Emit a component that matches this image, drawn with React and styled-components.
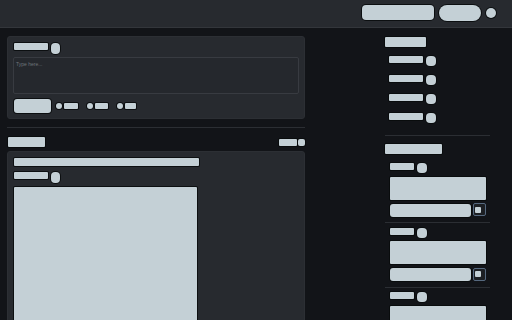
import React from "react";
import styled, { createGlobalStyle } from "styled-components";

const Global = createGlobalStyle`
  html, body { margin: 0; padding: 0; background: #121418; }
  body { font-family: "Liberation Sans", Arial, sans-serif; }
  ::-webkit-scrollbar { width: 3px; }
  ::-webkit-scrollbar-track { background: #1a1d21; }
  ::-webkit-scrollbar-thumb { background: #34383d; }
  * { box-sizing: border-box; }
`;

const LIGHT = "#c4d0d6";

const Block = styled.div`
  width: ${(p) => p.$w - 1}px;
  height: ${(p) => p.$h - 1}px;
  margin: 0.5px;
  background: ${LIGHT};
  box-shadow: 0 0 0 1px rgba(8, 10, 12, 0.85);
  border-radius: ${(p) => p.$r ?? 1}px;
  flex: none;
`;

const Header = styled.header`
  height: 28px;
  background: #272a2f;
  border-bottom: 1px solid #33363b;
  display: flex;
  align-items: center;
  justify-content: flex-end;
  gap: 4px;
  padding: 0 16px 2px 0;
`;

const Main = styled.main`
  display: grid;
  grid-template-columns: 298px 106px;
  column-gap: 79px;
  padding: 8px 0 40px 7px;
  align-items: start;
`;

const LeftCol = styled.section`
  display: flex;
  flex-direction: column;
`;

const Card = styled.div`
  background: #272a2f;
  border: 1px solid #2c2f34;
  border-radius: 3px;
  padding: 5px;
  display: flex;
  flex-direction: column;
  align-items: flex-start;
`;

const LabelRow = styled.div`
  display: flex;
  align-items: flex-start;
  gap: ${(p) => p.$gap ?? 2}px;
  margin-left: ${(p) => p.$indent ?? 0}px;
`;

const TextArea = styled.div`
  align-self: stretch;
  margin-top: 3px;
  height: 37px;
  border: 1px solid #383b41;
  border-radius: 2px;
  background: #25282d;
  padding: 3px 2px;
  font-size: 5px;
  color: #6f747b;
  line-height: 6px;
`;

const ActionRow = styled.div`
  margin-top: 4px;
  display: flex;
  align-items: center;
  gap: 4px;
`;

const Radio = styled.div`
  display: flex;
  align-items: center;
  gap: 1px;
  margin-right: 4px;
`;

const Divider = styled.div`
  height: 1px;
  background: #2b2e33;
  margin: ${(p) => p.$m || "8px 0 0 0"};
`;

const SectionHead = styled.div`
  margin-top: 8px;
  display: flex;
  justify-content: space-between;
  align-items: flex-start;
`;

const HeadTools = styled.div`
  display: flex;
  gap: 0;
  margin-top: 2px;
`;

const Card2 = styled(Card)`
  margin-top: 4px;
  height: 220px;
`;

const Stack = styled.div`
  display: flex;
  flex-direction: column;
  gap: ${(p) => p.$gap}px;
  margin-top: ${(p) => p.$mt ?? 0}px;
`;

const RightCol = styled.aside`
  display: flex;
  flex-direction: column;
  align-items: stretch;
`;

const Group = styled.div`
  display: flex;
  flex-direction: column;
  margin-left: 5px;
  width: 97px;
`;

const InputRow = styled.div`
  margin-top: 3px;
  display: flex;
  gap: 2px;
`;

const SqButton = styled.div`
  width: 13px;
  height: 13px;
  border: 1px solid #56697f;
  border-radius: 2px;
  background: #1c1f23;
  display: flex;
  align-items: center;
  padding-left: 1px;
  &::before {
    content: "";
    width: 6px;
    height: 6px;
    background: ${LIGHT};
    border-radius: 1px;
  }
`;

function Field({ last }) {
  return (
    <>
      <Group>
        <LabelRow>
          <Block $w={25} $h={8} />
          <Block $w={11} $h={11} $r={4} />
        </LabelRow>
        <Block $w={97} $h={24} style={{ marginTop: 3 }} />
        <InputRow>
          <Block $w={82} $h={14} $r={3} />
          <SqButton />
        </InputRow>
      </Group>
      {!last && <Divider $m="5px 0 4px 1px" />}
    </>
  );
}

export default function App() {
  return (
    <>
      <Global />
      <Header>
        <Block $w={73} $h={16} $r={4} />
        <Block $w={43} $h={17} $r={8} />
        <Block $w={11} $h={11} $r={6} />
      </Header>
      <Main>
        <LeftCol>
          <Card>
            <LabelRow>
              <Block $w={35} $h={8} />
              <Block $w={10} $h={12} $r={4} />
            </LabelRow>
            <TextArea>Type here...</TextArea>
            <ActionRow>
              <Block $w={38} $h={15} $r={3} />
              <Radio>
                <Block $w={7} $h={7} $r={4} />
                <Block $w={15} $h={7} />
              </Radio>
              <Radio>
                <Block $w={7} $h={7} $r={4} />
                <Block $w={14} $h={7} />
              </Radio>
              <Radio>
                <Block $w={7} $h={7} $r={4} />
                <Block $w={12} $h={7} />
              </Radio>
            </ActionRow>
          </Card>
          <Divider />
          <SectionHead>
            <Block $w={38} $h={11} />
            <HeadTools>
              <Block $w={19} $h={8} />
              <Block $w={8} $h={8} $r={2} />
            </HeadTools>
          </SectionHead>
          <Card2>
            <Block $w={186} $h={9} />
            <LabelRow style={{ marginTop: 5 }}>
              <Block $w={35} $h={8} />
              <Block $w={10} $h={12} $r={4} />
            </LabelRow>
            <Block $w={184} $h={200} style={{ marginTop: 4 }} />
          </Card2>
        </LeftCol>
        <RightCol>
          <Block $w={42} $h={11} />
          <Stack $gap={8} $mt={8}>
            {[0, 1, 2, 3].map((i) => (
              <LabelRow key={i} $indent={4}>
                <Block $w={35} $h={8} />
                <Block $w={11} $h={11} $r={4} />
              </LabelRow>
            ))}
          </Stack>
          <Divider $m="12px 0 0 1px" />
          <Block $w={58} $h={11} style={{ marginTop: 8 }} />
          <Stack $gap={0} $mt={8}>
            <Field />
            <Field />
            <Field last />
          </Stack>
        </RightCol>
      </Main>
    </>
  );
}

====================

Instructions for the task >>
Quote the material in full and exactly; do not carry over its pictures.

Result of the exercise >>
Emit a component that matches this image, drawn with React and styled-components.
import React from "react";
import styled, { createGlobalStyle } from "styled-components";

const Global = createGlobalStyle`
  html, body { margin: 0; padding: 0; background: #121418; }
  body { font-family: "Liberation Sans", Arial, sans-serif; }
  ::-webkit-scrollbar { width: 3px; }
  ::-webkit-scrollbar-track { background: #1a1d21; }
  ::-webkit-scrollbar-thumb { background: #34383d; }
  * { box-sizing: border-box; }
`;

const LIGHT = "#c4d0d6";

const Block = styled.div`
  width: ${(p) => p.$w - 1}px;
  height: ${(p) => p.$h - 1}px;
  margin: 0.5px;
  background: ${LIGHT};
  box-shadow: 0 0 0 1px rgba(8, 10, 12, 0.85);
  border-radius: ${(p) => p.$r ?? 1}px;
  flex: none;
`;

const Header = styled.header`
  height: 28px;
  background: #272a2f;
  border-bottom: 1px solid #33363b;
  display: flex;
  align-items: center;
  justify-content: flex-end;
  gap: 4px;
  padding: 0 16px 2px 0;
`;

const Main = styled.main`
  display: grid;
  grid-template-columns: 298px 106px;
  column-gap: 79px;
  padding: 8px 0 40px 7px;
  align-items: start;
`;

const LeftCol = styled.section`
  display: flex;
  flex-direction: column;
`;

const Card = styled.div`
  background: #272a2f;
  border: 1px solid #2c2f34;
  border-radius: 3px;
  padding: 5px;
  display: flex;
  flex-direction: column;
  align-items: flex-start;
`;

const LabelRow = styled.div`
  display: flex;
  align-items: flex-start;
  gap: ${(p) => p.$gap ?? 2}px;
  margin-left: ${(p) => p.$indent ?? 0}px;
`;

const TextArea = styled.div`
  align-self: stretch;
  margin-top: 3px;
  height: 37px;
  border: 1px solid #383b41;
  border-radius: 2px;
  background: #25282d;
  padding: 3px 2px;
  font-size: 5px;
  color: #6f747b;
  line-height: 6px;
`;

const ActionRow = styled.div`
  margin-top: 4px;
  display: flex;
  align-items: center;
  gap: 4px;
`;

const Radio = styled.div`
  display: flex;
  align-items: center;
  gap: 1px;
  margin-right: 4px;
`;

const Divider = styled.div`
  height: 1px;
  background: #2b2e33;
  margin: ${(p) => p.$m || "8px 0 0 0"};
`;

const SectionHead = styled.div`
  margin-top: 8px;
  display: flex;
  justify-content: space-between;
  align-items: flex-start;
`;

const HeadTools = styled.div`
  display: flex;
  gap: 0;
  margin-top: 2px;
`;

const Card2 = styled(Card)`
  margin-top: 4px;
  height: 220px;
`;

const Stack = styled.div`
  display: flex;
  flex-direction: column;
  gap: ${(p) => p.$gap}px;
  margin-top: ${(p) => p.$mt ?? 0}px;
`;

const RightCol = styled.aside`
  display: flex;
  flex-direction: column;
  align-items: stretch;
`;

const Group = styled.div`
  display: flex;
  flex-direction: column;
  margin-left: 5px;
  width: 97px;
`;

const InputRow = styled.div`
  margin-top: 3px;
  display: flex;
  gap: 2px;
`;

const SqButton = styled.div`
  width: 13px;
  height: 13px;
  border: 1px solid #56697f;
  border-radius: 2px;
  background: #1c1f23;
  display: flex;
  align-items: center;
  padding-left: 1px;
  &::before {
    content: "";
    width: 6px;
    height: 6px;
    background: ${LIGHT};
    border-radius: 1px;
  }
`;

function Field({ last }) {
  return (
    <>
      <Group>
        <LabelRow>
          <Block $w={25} $h={8} />
          <Block $w={11} $h={11} $r={4} />
        </LabelRow>
        <Block $w={97} $h={24} style={{ marginTop: 3 }} />
        <InputRow>
          <Block $w={82} $h={14} $r={3} />
          <SqButton />
        </InputRow>
      </Group>
      {!last && <Divider $m="5px 0 4px 1px" />}
    </>
  );
}

export default function App() {
  return (
    <>
      <Global />
      <Header>
        <Block $w={73} $h={16} $r={4} />
        <Block $w={43} $h={17} $r={8} />
        <Block $w={11} $h={11} $r={6} />
      </Header>
      <Main>
        <LeftCol>
          <Card>
            <LabelRow>
              <Block $w={35} $h={8} />
              <Block $w={10} $h={12} $r={4} />
            </LabelRow>
            <TextArea>Type here...</TextArea>
            <ActionRow>
              <Block $w={38} $h={15} $r={3} />
              <Radio>
                <Block $w={7} $h={7} $r={4} />
                <Block $w={15} $h={7} />
              </Radio>
              <Radio>
                <Block $w={7} $h={7} $r={4} />
                <Block $w={14} $h={7} />
              </Radio>
              <Radio>
                <Block $w={7} $h={7} $r={4} />
                <Block $w={12} $h={7} />
              </Radio>
            </ActionRow>
          </Card>
          <Divider />
          <SectionHead>
            <Block $w={38} $h={11} />
            <HeadTools>
              <Block $w={19} $h={8} />
              <Block $w={8} $h={8} $r={2} />
            </HeadTools>
          </SectionHead>
          <Card2>
            <Block $w={186} $h={9} />
            <LabelRow style={{ marginTop: 5 }}>
              <Block $w={35} $h={8} />
              <Block $w={10} $h={12} $r={4} />
            </LabelRow>
            <Block $w={184} $h={200} style={{ marginTop: 4 }} />
          </Card2>
        </LeftCol>
        <RightCol>
          <Block $w={42} $h={11} />
          <Stack $gap={8} $mt={8}>
            {[0, 1, 2, 3].map((i) => (
              <LabelRow key={i} $indent={4}>
                <Block $w={35} $h={8} />
                <Block $w={11} $h={11} $r={4} />
              </LabelRow>
            ))}
          </Stack>
          <Divider $m="12px 0 0 1px" />
          <Block $w={58} $h={11} style={{ marginTop: 8 }} />
          <Stack $gap={0} $mt={8}>
            <Field />
            <Field />
            <Field last />
          </Stack>
        </RightCol>
      </Main>
    </>
  );
}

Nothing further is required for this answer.